Web page code records:
• • • • •

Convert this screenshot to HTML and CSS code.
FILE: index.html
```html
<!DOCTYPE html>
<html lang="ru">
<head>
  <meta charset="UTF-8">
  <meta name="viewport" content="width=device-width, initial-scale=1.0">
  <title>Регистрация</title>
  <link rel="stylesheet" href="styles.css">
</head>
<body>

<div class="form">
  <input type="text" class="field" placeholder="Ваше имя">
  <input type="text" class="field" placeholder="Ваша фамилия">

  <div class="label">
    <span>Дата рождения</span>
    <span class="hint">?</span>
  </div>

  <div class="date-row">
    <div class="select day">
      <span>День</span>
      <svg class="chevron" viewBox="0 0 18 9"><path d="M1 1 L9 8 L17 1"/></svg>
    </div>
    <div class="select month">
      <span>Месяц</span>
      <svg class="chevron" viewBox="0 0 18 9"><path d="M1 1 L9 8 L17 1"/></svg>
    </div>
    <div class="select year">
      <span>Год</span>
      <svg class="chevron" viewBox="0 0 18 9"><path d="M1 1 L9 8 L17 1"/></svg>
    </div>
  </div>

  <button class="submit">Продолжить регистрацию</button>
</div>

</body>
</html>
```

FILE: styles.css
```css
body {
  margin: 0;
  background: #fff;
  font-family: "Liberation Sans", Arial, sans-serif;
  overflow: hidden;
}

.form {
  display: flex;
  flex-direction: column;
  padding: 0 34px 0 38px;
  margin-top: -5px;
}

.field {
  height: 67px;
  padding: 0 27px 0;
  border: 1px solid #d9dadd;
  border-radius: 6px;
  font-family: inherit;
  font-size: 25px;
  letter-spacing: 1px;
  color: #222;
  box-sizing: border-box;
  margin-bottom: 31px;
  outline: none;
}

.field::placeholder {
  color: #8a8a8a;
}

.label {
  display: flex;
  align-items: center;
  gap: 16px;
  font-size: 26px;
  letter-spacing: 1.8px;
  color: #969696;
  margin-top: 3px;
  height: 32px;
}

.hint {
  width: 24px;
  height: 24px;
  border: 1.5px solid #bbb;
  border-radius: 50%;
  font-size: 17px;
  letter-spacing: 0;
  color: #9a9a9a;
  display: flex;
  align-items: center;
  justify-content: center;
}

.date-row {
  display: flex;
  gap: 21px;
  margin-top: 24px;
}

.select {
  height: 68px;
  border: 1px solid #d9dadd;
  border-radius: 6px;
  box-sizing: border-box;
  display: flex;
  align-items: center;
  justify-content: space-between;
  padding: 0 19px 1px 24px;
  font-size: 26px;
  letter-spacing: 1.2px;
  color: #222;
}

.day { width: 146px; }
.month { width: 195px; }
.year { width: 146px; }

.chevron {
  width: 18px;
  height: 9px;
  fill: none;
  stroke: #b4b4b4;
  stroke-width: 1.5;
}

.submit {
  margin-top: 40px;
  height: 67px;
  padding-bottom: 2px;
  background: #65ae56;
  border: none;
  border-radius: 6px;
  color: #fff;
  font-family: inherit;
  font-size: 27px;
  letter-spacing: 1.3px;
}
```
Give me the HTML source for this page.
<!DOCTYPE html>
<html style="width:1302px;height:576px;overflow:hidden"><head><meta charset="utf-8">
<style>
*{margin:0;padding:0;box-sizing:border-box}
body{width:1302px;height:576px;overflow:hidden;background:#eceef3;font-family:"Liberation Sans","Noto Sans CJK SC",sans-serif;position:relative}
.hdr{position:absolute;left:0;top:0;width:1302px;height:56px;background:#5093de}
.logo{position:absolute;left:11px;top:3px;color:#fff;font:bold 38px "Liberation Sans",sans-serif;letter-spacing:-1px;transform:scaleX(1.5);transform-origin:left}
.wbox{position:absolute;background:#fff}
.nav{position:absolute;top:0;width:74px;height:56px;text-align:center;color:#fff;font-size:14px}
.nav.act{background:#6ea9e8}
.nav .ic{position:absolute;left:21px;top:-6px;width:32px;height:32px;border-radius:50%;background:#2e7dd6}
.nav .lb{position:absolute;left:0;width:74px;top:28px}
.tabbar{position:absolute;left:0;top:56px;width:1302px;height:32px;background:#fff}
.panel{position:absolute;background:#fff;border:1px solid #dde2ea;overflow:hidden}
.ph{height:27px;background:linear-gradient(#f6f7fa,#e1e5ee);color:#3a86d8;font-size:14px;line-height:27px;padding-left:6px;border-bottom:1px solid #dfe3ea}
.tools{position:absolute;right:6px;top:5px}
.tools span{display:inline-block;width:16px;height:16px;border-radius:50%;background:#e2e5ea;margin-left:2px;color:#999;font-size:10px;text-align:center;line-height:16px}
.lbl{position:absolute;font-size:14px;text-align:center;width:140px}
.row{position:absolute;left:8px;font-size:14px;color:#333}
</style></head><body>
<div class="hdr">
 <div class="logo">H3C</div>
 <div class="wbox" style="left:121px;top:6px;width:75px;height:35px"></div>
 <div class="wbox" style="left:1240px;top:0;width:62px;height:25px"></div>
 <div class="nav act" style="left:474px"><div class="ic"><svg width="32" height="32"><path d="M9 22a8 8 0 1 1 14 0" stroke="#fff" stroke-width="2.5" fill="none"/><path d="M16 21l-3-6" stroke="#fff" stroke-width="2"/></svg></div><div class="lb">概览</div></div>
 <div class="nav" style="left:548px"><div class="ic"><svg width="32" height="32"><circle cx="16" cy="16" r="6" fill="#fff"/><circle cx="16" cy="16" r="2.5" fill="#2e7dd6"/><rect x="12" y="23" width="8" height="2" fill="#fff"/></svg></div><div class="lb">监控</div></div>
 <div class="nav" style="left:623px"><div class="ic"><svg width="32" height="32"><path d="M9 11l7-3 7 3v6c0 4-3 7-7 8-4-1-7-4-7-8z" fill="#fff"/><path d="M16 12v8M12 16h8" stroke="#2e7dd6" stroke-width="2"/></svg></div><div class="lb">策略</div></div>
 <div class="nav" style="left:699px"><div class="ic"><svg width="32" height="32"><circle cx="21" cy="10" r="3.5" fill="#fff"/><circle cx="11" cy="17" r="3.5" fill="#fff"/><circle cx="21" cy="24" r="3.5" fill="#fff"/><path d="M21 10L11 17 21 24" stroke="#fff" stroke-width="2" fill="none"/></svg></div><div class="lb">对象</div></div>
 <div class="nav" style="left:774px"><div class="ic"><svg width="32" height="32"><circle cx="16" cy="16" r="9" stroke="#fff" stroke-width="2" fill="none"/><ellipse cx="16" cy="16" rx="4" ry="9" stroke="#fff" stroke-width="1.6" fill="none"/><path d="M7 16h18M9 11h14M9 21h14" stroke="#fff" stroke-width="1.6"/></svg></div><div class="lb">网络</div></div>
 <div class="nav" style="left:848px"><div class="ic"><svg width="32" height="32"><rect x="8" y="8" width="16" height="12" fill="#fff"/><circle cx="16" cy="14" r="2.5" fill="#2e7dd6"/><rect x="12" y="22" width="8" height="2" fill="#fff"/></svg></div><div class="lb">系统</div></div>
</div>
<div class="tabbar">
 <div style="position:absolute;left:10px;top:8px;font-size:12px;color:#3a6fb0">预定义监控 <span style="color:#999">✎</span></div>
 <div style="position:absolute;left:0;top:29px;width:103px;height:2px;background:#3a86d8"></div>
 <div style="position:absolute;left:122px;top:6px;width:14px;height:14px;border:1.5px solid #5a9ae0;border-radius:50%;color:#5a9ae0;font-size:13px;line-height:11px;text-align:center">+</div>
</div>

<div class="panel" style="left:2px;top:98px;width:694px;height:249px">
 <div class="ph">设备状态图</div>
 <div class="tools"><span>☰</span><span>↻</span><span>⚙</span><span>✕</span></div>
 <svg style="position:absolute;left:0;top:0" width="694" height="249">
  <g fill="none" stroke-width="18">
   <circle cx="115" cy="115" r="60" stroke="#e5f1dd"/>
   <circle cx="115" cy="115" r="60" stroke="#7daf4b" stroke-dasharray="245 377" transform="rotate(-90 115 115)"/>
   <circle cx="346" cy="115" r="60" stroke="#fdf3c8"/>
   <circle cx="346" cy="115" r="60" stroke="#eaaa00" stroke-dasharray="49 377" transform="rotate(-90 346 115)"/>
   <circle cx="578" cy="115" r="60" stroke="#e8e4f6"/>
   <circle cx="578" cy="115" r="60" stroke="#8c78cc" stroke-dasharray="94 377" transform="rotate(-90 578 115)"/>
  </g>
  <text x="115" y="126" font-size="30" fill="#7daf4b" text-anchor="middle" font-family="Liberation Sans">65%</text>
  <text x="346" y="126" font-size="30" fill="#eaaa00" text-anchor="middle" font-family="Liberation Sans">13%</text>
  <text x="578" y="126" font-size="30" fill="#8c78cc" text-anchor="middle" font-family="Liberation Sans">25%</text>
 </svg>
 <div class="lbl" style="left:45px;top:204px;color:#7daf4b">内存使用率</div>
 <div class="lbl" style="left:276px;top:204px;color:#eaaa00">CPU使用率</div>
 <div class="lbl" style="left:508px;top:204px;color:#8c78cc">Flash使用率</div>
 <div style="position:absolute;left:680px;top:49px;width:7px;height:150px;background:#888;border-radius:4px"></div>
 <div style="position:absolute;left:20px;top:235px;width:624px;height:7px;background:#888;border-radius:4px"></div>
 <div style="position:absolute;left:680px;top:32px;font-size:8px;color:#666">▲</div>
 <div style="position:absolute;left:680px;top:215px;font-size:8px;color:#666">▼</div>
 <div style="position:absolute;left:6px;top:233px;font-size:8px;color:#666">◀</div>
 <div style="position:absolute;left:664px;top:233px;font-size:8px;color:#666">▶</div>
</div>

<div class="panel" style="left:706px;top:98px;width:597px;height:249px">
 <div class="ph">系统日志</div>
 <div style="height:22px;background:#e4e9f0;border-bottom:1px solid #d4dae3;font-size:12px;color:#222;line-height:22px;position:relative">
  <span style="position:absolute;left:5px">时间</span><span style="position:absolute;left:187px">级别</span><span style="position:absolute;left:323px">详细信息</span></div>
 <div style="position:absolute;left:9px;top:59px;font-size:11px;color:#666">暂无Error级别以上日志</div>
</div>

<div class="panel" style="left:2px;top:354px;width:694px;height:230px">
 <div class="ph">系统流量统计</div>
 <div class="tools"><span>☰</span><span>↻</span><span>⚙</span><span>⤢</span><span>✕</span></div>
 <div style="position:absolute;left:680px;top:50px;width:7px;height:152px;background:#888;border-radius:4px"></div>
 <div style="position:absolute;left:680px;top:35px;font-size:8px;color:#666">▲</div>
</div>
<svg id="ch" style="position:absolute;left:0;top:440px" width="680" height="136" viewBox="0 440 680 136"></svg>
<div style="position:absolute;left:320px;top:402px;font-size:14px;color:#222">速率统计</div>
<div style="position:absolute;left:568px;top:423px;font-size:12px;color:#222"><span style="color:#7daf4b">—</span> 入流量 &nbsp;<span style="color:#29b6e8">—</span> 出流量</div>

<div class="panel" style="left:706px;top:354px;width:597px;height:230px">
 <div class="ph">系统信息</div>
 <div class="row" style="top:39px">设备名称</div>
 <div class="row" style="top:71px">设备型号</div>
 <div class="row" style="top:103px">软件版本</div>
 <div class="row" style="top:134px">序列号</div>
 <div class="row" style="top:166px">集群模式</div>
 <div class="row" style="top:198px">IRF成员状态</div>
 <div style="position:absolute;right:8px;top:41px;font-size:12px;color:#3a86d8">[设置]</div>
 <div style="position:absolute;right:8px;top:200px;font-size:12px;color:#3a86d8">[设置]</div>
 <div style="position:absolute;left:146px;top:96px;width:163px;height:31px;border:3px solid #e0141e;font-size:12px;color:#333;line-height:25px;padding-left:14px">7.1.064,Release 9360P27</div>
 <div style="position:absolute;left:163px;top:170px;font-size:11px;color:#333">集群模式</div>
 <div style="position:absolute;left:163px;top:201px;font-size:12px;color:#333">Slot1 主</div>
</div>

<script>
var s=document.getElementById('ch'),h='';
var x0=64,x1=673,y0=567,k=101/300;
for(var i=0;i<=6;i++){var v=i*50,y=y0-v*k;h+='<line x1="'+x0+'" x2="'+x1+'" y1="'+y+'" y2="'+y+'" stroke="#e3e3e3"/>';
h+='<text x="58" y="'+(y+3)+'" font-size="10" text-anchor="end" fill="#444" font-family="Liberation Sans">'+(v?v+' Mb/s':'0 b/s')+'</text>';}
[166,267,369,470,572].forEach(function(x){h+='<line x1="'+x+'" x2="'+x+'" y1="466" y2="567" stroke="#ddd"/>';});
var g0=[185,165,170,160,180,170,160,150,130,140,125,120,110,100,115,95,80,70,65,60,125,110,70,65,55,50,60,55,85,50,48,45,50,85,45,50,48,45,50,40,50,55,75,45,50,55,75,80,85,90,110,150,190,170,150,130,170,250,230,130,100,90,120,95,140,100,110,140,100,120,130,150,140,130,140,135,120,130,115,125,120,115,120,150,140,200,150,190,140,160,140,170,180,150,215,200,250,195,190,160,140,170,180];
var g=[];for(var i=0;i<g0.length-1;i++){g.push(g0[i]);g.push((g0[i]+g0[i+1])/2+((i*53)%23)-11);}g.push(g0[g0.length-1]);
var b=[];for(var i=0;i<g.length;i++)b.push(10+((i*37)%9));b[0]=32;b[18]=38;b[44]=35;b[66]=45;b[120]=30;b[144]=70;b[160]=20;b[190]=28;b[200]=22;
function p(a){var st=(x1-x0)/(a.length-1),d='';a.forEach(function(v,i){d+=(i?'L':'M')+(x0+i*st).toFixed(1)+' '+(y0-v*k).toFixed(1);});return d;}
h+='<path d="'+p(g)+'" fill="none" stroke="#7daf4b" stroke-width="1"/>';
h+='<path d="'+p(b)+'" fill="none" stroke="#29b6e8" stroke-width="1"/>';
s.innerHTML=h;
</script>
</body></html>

• • • • •

§ Description of the task
From the listing above, return each line with the word "this".

§ Output
Convert this screenshot to HTML and CSS code.
Give me the HTML source for this page.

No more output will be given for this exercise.